Stated task: Go through the entries below and copy each line containing the word "screenshot".
----------
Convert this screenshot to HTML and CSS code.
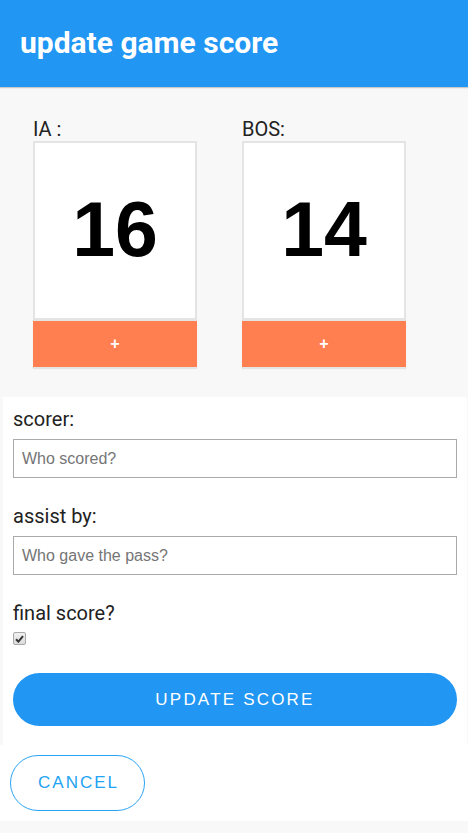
FILE: index.html
```html
<!DOCTYPE html>
<html>
<head>
<meta charset="utf-8">
<link rel="stylesheet" href="styles.css">
</head>
<body>
<header class="topbar">
  <h1 class="title">update game score</h1>
</header>
<section class="scores">
  <div class="team">
    <div class="team-name">IA :</div>
    <div class="score-box">16</div>
    <button class="plus">+</button>
  </div>
  <div class="team">
    <div class="team-name">BOS:</div>
    <div class="score-box">14</div>
    <button class="plus">+</button>
  </div>
</section>
<form class="panel">
  <label class="field-label">scorer:</label>
  <input class="text-input" type="text" placeholder="Who scored?">
  <label class="field-label">assist by:</label>
  <input class="text-input" type="text" placeholder="Who gave the pass?">
  <label class="field-label">final score?</label>
  <span class="checkbox"><svg width="9" height="8" viewBox="0 0 9 8"><path d="M1 4.2 L3.4 6.6 L8 1.2" fill="none" stroke="#333" stroke-width="2"/></svg></span>
  <button type="button" class="btn-primary">UPDATE SCORE</button>
</form>
<div class="actions">
  <button type="button" class="btn-outline">CANCEL</button>
</div>
</body>
</html>
```
FILE: styles.css
```css
* { box-sizing: border-box; }
html, body { margin: 0; padding: 0; }
body {
  background: #f8f8f8;
  font-family: Roboto, "Liberation Sans", sans-serif;
  color: #222;
  width: 468px;
}
.topbar {
  background: #2196f3;
  height: 88px;
  border-bottom: 1px solid #c9c9c9;
  box-shadow: 0 1px 1px rgba(0,0,0,0.04);
  padding: 25px 20px 0;
}
.title {
  margin: 0;
  color: #fff;
  font-family: Roboto, sans-serif;
  font-weight: 700;
  font-size: 30px;
  line-height: 36px;
}
.scores {
  display: flex;
  gap: 45px;
  padding: 29px 33px 30px;
}
.team {
  width: 164px;
  display: flex;
  flex-direction: column;
}
.team-name {
  font-size: 20px;
  line-height: 24px;
  color: #222;
}
.score-box {
  height: 180px;
  background: #fff;
  border: 2px solid #e4e4e4;
  border-bottom-width: 3px;
  display: flex;
  align-items: center;
  justify-content: center;
  font-family: "Liberation Sans", Arial, sans-serif;
  font-weight: 700;
  font-size: 77px;
  color: #000;
  padding-bottom: 2px;
}
.plus {
  height: 46px;
  border: none;
  background: #ff7f50;
  color: #fff;
  font-family: "Liberation Sans", Arial, sans-serif;
  font-weight: 700;
  font-size: 16px;
  box-shadow: 0 2px 1px rgba(0,0,0,0.08);
  padding: 0;
  margin: 0;
}
.panel {
  background: #fff;
  margin: 0 1px 0 3px;
  padding: 10px 10px 19px;
  display: flex;
  flex-direction: column;
}
.field-label {
  font-size: 20px;
  line-height: 24px;
  color: #222;
  margin-bottom: 8px;
}
.text-input {
  height: 39px;
  border: 1px solid #aaa;
  border-radius: 0;
  padding: 0 8px;
  font-family: "Liberation Sans", Arial, sans-serif;
  font-size: 16px;
  color: #222;
  margin: 0 0 26px;
  outline: none;
}
.text-input::placeholder { color: #757575; }
.checkbox {
  width: 13px;
  height: 13px;
  border: 1px solid #a9a9a9;
  border-radius: 2px;
  background: linear-gradient(#f0f0f0, #dcdcdc);
  display: flex;
  align-items: center;
  justify-content: center;
  margin-top: -1px;
  margin-bottom: 28px;
}
.btn-primary {
  height: 53px;
  border: none;
  border-radius: 27px;
  background: #2196f3;
  color: #fff;
  font-family: "Liberation Sans", Arial, sans-serif;
  font-size: 17px;
  letter-spacing: 2.2px;
  padding: 0;
}
.actions {
  background: #fff;
  padding: 10px;
}
.btn-outline {
  width: 135px;
  height: 56px;
  border: 1px solid #2aa4f4;
  border-radius: 28px;
  background: #fff;
  color: #22a3f3;
  font-family: "Liberation Sans", Arial, sans-serif;
  font-size: 17px;
  letter-spacing: 2px;
  padding: 0 0 0 2px;
  display: block;
}
```
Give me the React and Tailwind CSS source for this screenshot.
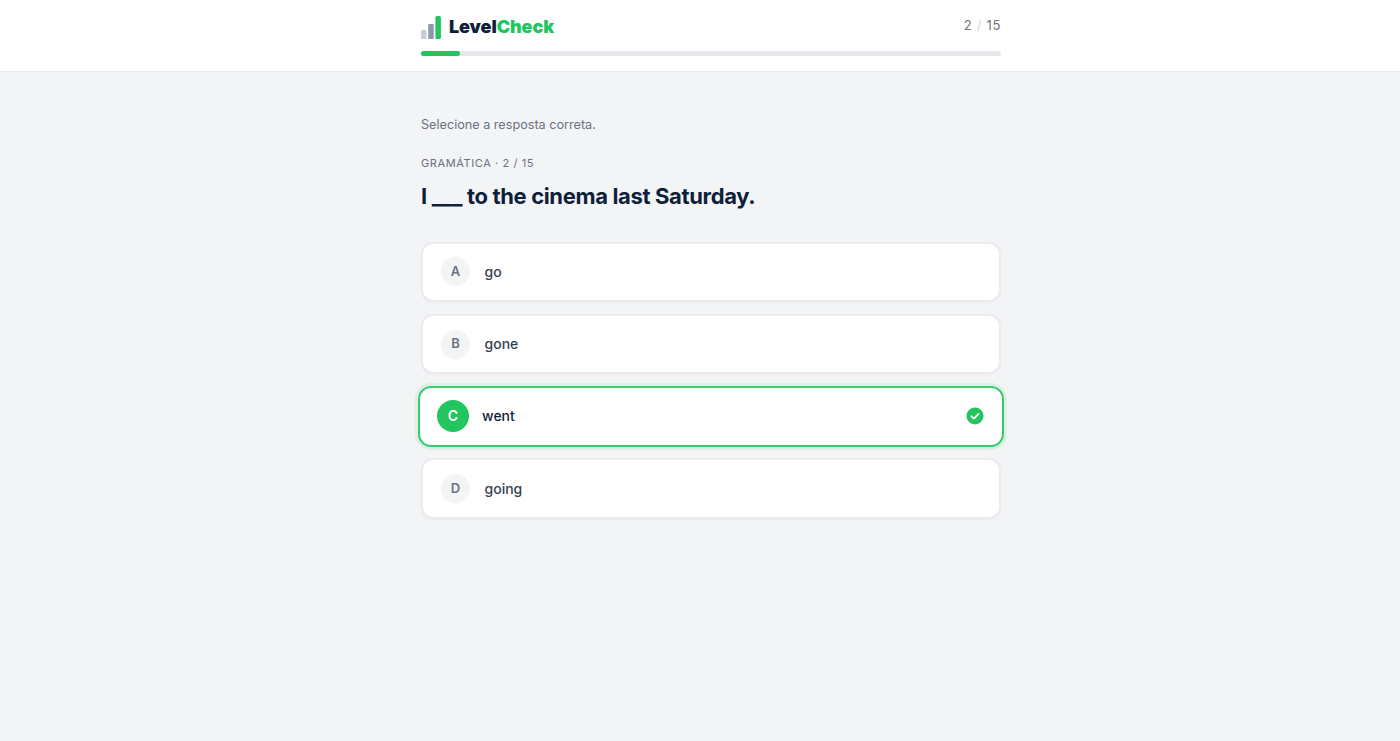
import React from "react";

const options = [
  { letter: "A", text: "go" },
  { letter: "B", text: "gone" },
  { letter: "C", text: "went", selected: true },
  { letter: "D", text: "going" },
];

function Logo() {
  return (
    <div className="flex items-center">
      <svg width="20" height="24" viewBox="0 0 20 24" className="mt-[1px] block">
        <rect x="0" y="14" width="5.5" height="9" rx="1" fill="#c9ced6" />
        <rect x="7.2" y="8" width="5.5" height="15" rx="1" fill="#8e99a8" />
        <rect x="14.4" y="0" width="5.5" height="23" rx="1.5" fill="#22c55e" />
      </svg>
      <span className="ml-2 text-[18px] leading-6 font-black tracking-[-0.1px] text-[#0f1f3a]">
        Level<span className="text-[#22c55e]">Check</span>
      </span>
    </div>
  );
}

function OptionCard({ letter, text, selected }) {
  if (selected) {
    return (
      <div className="-mx-[3px] -my-[0.25px] flex h-[61px] items-center rounded-[13px] border-2 border-[#34cc6c] bg-white pl-[16px] pr-[17px] shadow-[0_0_0_3px_rgba(34,197,94,0.1)]">
        <div className="ml-[1px] flex h-8 w-8 items-center justify-center rounded-full bg-[#22c55e] text-sm font-semibold text-white">
          {letter}
        </div>
        <span className="ml-[13px] text-sm font-[450] text-[#0f1f3a]">{text}</span>
        <svg width="18" height="18" viewBox="0 0 18 18" className="mr-[1px] ml-auto">
          <circle cx="9" cy="9" r="8.5" fill="#22c55e" />
          <path d="M5.4 9.3l2.5 2.4 4.7-4.8" fill="none" stroke="#fff" strokeWidth="1.8" strokeLinecap="round" strokeLinejoin="round" />
        </svg>
      </div>
    );
  }
  return (
    <div className="flex h-[60.5px] items-center rounded-xl border-2 border-[#e9ebee] bg-white pl-[18px] pr-4 shadow-[0_1px_2px_rgba(0,0,0,0.03)]">
      <div className="flex h-[29px] w-[29px] items-center justify-center rounded-full bg-[#f3f4f6] text-[13px] font-semibold text-[#6b7280]">
        {letter}
      </div>
      <span className="ml-[14.5px] text-sm font-[450] text-[#374151]">{text}</span>
    </div>
  );
}

export default function App() {
  return (
    <div className="min-h-[741px] bg-[#f3f4f6] font-['Inter',sans-serif]">
      <header className="h-[72px] border-b border-[#e5e7eb] bg-white pl-[22px]">
        <div className="mx-auto w-[580px] pt-[15px]">
          <div className="flex h-6 items-center justify-between">
            <Logo />
            <div className="-mt-[3px] text-[13px] tracking-[0.7px] text-[#6b7280]">
              2 <span className="text-[#d1d5db]">/</span> 15
            </div>
          </div>
          <div className="mt-3 h-[5px] w-full rounded-full bg-[#e5e7eb]">
            <div className="h-full w-[39px] rounded-full bg-[#22c55e]" />
          </div>
        </div>
      </header>

      <main className="pl-[22px]">
        <div className="mx-auto w-[580px] pt-[45px]">
          <p className="text-[12.65px] leading-4 text-[#6b7280]">Selecione a resposta correta.</p>
          <p className="mt-[22px] text-[11px] leading-4 tracking-[0.6px] text-[#6b7280]">GRAMÁTICA · 2 / 15</p>
          <h1 className="mt-[8px] text-[22px] leading-[34px] font-bold tracking-[-0.35px] text-[#0f1f3a]">
            I ___ to the cinema last Saturday.
          </h1>
          <div className="mt-[28.5px] flex flex-col gap-[11.75px]">
            {options.map((opt) => (
              <OptionCard key={opt.letter} {...opt} />
            ))}
          </div>
        </div>
      </main>
    </div>
  );
}
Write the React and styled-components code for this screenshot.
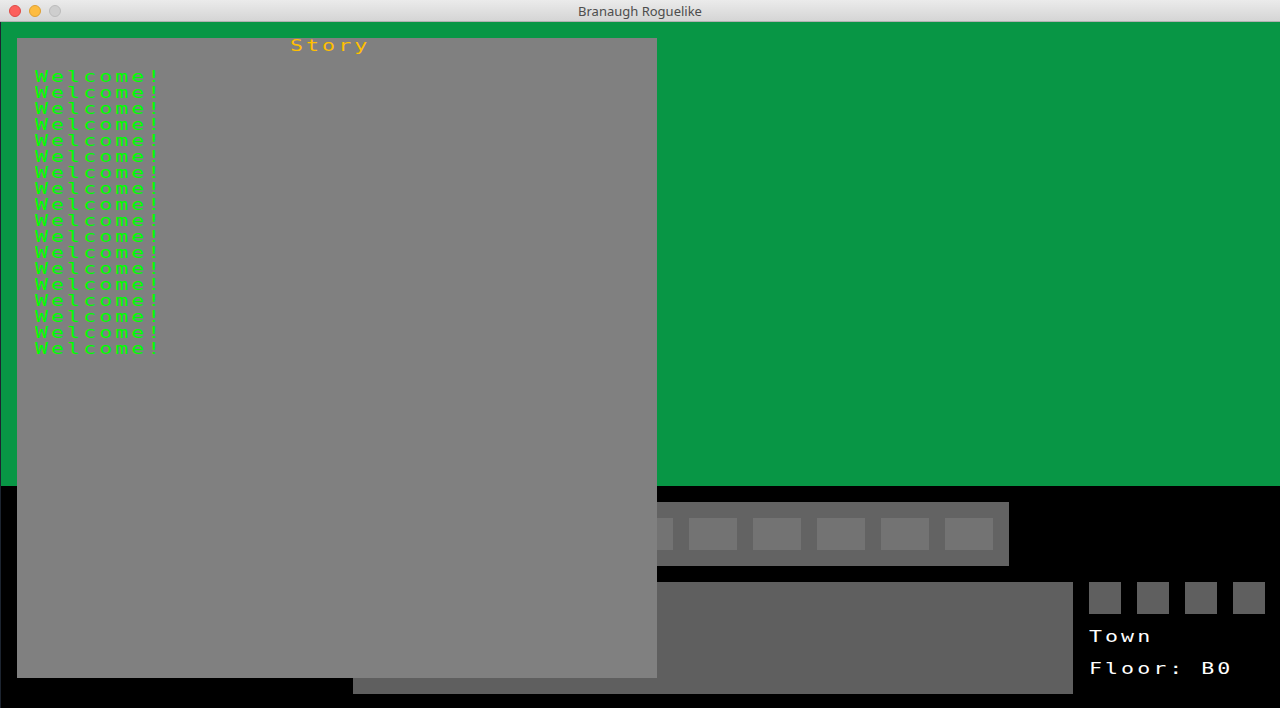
import styled, { createGlobalStyle } from 'styled-components';

const GlobalStyle = createGlobalStyle`
  html, body {
    margin: 0;
    padding: 0;
    background: #000;
  }
  #root {
    width: 1280px;
    height: 708px;
    overflow: hidden;
  }
`;

const Window = styled.div`
  display: flex;
  flex-direction: column;
  width: 1280px;
  height: 708px;
  background: #000;
`;

const TitleBar = styled.div`
  position: relative;
  display: flex;
  align-items: center;
  justify-content: center;
  height: 21px;
  flex: 0 0 21px;
  background: linear-gradient(#ebebeb, #d5d5d5);
  border-bottom: 1px solid #b1b1b1;
  font-family: "Noto Sans", "Liberation Sans", sans-serif;
  font-size: 13px;
  color: #4d4d4d;
`;

const Lights = styled.div`
  position: absolute;
  left: 9px;
  top: 5px;
  display: flex;
  gap: 8px;
`;

const Light = styled.span`
  width: 12px;
  height: 12px;
  border-radius: 50%;
  box-sizing: border-box;
  background: ${({ color }) => color};
  border: 1px solid ${({ edge }) => edge};
`;

const Screen = styled.div`
  position: relative;
  flex: 1;
  display: flex;
  flex-direction: column;
  border-left: 1px solid #1c2430;
  font-family: "DejaVu Sans Mono", "Liberation Mono", monospace;
  font-size: 16px;
  line-height: 16px;
`;

// the game font is a wide bitmap font: stretch a mono face to a 16px cell
const Stretch = styled.span`
  display: inline-block;
  white-space: pre;
  letter-spacing: 2.25px;
  transform: scaleX(1.35);
  transform-origin: left top;
`;

const Map = styled.div`
  flex: 0 0 464px;
  background: #089645;
`;

const Hud = styled.div`
  flex: 1;
  display: flex;
  flex-direction: column;
  gap: 16px;
  padding: 16px 0 0 352px;
`;

const Toolbar = styled.div`
  display: flex;
  gap: 16px;
  width: 656px;
  box-sizing: border-box;
  padding: 16px;
  background: #636363;
`;

const Slot = styled.div`
  width: 48px;
  height: 32px;
  background: #737373;
`;

const BottomRow = styled.div`
  display: flex;
  gap: 16px;
`;

const LogPanel = styled.div`
  width: 720px;
  height: 112px;
  background: #5f5f5f;
`;

const Status = styled.div`
  display: flex;
  flex-direction: column;
  color: #fff;
`;

const Effects = styled.div`
  display: flex;
  gap: 16px;
  margin-bottom: 15px;
`;

const Effect = styled.div`
  width: 32px;
  height: 32px;
  background: #5f5f5f;
`;

const StatusLine = styled.div`
  height: 16px;
  margin-bottom: 16px;
`;

const StoryPanel = styled.div`
  position: absolute;
  left: 16px;
  top: 16px;
  width: 640px;
  height: 640px;
  background: #808080;
`;

const StoryTitle = styled.div`
  height: 16px;
  padding-left: 273px;
  color: #ffbf00;
`;

const StoryLines = styled.div`
  margin-top: 15px;
  padding-left: 18px;
  color: #00ff00;
`;

const StoryLine = styled.div`
  height: 16px;
`;

const slots = Array.from({ length: 10 });
const effects = Array.from({ length: 4 });
const story = Array.from({ length: 18 }, () => 'Welcome!');

export default function App() {
  return (
    <>
      <GlobalStyle />
      <Window>
        <TitleBar>
          <Lights>
            <Light color="#fc605c" edge="#de4a46" />
            <Light color="#fdbc40" edge="#dea033" />
            <Light color="#cecece" edge="#bcbcbc" />
          </Lights>
          Branaugh Roguelike
        </TitleBar>
        <Screen>
          <Map />
          <Hud>
            <Toolbar>
              {slots.map((_, i) => (
                <Slot key={i} />
              ))}
            </Toolbar>
            <BottomRow>
              <LogPanel />
              <Status>
                <Effects>
                  {effects.map((_, i) => (
                    <Effect key={i} />
                  ))}
                </Effects>
                <StatusLine><Stretch>Town</Stretch></StatusLine>
                <StatusLine><Stretch>Floor: B0</Stretch></StatusLine>
              </Status>
            </BottomRow>
          </Hud>
          <StoryPanel>
            <StoryTitle><Stretch>Story</Stretch></StoryTitle>
            <StoryLines>
              {story.map((line, i) => (
                <StoryLine key={i}><Stretch>{line}</Stretch></StoryLine>
              ))}
            </StoryLines>
          </StoryPanel>
        </Screen>
      </Window>
    </>
  );
}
----------
Reply:
Convert this screenshot to HTML and CSS code.
Give me the React and Tailwind CSS source for this screenshot.
Write the React and styled-components code for this screenshot.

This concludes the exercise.